Former Utah state senator Dan Liljenquist, who led his state’s successful 2010 pension reform, is a consultant for the Action Now Initiative. Like most public pension funds, Utah’s relied on investment growth to defray the cost of paying for benefits. The financial crisis intervened. As the freshman senator dug into the accounts, he found that market losses had reduced Utah’s funding level so severely that the state would have to spend 10 percent of its general budget for the next 25 years just to make up the shortfall.
This is in Utah, he notes, a scrupulously well-managed state that avoided the bad practice of skimping on its annual contributions to pension funds that so many other states have been guilty of. “We always pay our bills,” says Liljenquist, but even Utah’s good behavior didn’t spare it from the crash. Tallying up the damage nationwide, he concluded, “we’re in a full-on tragedy as a country.”
As he grappled with alternate ways of covering his state’s pension hole—a 16 percent budget cut across the board, a gaping $500 million shortfall, leaving 8,000 teaching positions unfilled—he came to the conclusion that Utah urgently needed fundamental pension reform. What he didn’t calculate was the animosity he would stir up by facing the problem.
One weekend, out with his kids in the family van, he turned a corner into a crowd of 4,500 protesters chanting his name. He received thousands of outraged missives from public employees. He told them he respected their work, and explained that his priorities were to ensure that the state would be able to meet its obligations to them, while also protecting taxpayers, and setting up a sounder system for new public hires that would provide them with a secure retirement in the future.
A Republican, Liljenquist encourages philanthropists and others hoping to encourage pension reform to keep in mind that public workers generally “did not cause this problem.” He and the experts from the Arnold Foundation have stressed that civil servants have just taken advantage of what politicians offered them. “It is not productive to blame them for it. My recommendation is to keep it a reality issue.” In the end, Liljenquist led Utah to a plan that gives public workers a choice—between a generous defined-contribution plan in which the state contributes 10 percent of pay, or a traditional defined-benefit pension with a capped employer contribution.
Although pension debt is one of the biggest economic issues we face as a nation, says Liljenquist, “it’s also the most solvable of our issues.” To help precipitate solutions in as many states and cities as possible, the Arnolds’ Action Now Initiative has joined forces with Liljenquist to send him around the country. He travels to advise pension-repair efforts underway in Pennsylvania, Oklahoma, and other places, talking to legislators about their options. However useful the intellectual ammunition supplied by the Arnold Foundation may be, legislators are especially comforted by Liljenquist, says ANI’s Ferguson. “Let me talk to the guy who did it,” she recalls them saying. “He’s walked through the fire and passed pension reform in Utah.”

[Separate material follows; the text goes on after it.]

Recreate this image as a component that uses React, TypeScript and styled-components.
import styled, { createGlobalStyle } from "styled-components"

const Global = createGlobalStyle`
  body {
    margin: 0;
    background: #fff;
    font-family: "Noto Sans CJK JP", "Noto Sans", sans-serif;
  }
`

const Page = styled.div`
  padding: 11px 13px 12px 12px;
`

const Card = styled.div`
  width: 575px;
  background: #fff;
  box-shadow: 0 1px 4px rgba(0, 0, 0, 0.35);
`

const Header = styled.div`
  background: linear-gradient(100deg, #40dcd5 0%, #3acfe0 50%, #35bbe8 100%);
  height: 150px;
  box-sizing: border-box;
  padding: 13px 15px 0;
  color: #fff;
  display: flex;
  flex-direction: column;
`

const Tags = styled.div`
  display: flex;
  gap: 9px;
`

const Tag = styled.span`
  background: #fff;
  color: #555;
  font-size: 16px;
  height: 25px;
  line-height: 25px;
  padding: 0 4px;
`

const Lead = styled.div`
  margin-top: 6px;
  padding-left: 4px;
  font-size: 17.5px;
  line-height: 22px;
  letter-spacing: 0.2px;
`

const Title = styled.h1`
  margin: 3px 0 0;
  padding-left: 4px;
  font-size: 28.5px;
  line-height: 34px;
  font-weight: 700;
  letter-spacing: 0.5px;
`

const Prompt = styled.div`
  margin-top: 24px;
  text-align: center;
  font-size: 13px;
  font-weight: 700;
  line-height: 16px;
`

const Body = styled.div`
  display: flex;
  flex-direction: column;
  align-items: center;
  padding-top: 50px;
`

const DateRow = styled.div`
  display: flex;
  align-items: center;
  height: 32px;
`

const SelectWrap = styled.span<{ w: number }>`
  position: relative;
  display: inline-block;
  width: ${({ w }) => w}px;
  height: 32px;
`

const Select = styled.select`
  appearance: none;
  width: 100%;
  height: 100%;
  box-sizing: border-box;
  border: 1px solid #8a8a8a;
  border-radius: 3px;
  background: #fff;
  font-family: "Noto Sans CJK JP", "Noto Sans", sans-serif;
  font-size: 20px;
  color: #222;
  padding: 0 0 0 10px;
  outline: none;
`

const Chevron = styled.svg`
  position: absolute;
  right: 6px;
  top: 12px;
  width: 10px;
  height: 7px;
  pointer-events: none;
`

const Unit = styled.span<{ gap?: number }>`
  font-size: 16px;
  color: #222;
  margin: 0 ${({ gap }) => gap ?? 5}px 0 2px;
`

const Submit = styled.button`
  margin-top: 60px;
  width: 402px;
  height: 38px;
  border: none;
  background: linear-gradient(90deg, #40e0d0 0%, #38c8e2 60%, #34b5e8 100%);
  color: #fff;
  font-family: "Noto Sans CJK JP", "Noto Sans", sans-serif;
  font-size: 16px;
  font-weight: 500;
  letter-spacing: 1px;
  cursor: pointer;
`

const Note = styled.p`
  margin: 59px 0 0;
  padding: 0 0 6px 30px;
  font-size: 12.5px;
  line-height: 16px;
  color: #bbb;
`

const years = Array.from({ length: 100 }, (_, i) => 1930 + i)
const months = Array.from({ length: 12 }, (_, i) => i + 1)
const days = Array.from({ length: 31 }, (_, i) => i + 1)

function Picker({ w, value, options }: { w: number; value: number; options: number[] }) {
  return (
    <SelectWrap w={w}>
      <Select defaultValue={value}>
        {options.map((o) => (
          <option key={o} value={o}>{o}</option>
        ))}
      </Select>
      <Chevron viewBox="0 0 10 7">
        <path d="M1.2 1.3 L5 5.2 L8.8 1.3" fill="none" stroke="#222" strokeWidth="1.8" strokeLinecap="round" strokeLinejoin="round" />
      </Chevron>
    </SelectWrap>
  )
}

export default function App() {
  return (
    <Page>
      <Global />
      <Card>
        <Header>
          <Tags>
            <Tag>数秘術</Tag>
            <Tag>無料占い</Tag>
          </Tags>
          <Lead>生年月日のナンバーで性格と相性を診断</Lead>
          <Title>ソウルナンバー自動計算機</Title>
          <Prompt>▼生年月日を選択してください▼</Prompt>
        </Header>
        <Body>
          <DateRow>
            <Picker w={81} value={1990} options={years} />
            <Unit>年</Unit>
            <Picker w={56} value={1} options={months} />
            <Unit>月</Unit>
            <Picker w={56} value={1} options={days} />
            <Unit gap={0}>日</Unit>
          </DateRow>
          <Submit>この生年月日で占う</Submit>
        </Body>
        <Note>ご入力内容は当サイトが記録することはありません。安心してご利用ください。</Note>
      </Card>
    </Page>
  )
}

A foundation-led compromise in Kentucky
In 2012, the Arnold-Pew pension team played perhaps its most active role in catalyzing a major pension reform. Legislators in Kentucky knew they had a big problem. But while the Republican-controlled Senate wanted to go all the way to 401(k)-type plans, the Democratic House wanted to stay with traditional pensions. As a compromise, legislators created a bipartisan task force. The group received extensive advice and support from the Arnold-Pew team of experts, who advised adopting a hybrid “cash balance” approach.
State Senate majority floor leader Damon Thayer, who co-chaired the task force, credits the foundations for breaking the stalemate. “I would give them the highest recommendation,” he says. “I’m not sure we would have been successful without them.”

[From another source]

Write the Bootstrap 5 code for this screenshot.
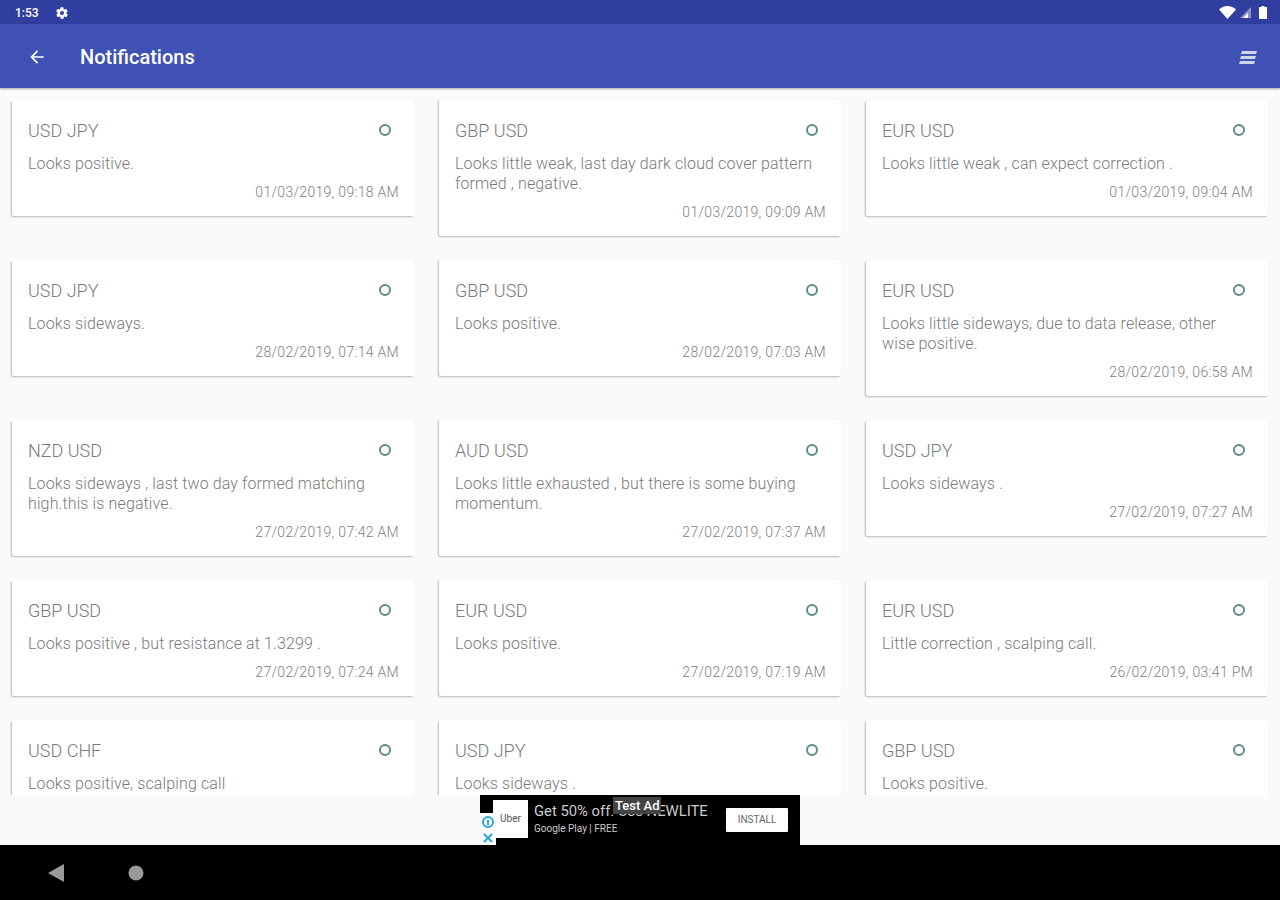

Bryan Sunderland of the Kentucky Chamber of Commerce says the Arnold-Pew experts were able to “help provide an unbiased, nonpolitical approach.” The Chamber got involved because the pension system “was drawing needed resources away. We were seeing less money invested in colleges and universities,” and schools had to delay purchasing text books.
As elsewhere, the (c)(3) research and education assistance from the Arnold Foundation was undergirded with (c)(4) investment in political advocacy from the Action Now Initiative. ANI, for instance, paid for a media campaign run by the Chamber of Commerce and the Kentucky League of Cities, which cost more than $100,000.
Kentucky’s reform bill passed in its House 70-28 and in the Senate by 32-6. It was signed into law in April 2013. Its three main components are an agreement that retirees get increases only when there is money to pay for them, an increase in contributions to the fund amounting to about $100 million a year, and a new hybrid cash-balance system for all future enrollees. Employees now have a much more certain future. And “taxpayers will save $10 billion over the next 20 years,” according to Thayer.
Stand and deliver
This string of successes has not been achieved without some bruising. Implementation of the reforms in Rhode Island, San Jose, and some other places remains bogged down by lawsuits. And John and Laura Arnold have endured some personal excoriation from representatives of public-employee unions. They answered critics in an August 2013 op-ed after Detroit declared bankruptcy.
“Local elected officials have knowingly and irresponsibly made unsustainable promises of large future benefits, often in order to avoid wage increases that would impact short-term budgets. They have done so with full knowledge that not they, but future elected officials and taxpayers, would be held accountable for delivering on these promises. Meanwhile, unions shortsightedly exert enormous pressure on politicians to make these deals,” the couple wrote.
By the time pension funds run out, “the politicians who promised the undeliverable, and the union leaders who encouraged those promises, will be long gone. Our public employees deserve more than false promises. They deserve to be part of a system that is fiscally sound, responsibly managed, and that ensures that their retirement benefits will be paid when due.”
With the help of the Arnold Foundation and its sister advocacy organization, more than two dozen states and cities have taken measures to put themselves on a more secure path. “It is a joy to be able to actually fix a problem,” says Calabrese. “We don’t get to do that often enough in the foundation world.” With pension reform, “we are permanently solving real systemic challenges in society.”
“The hope is that we’ll create sufficient momentum where this will become the norm,” adds Laura Arnold. “People will now ask, ‘Why is it that our town has this pension shortfall? Why is it that we’re not addressing it?’ Human nature is such that you often don’t act until it’s an emergency, a fire drill. The challenge for us is to inspire people to act before the situation is on the brink of disaster.”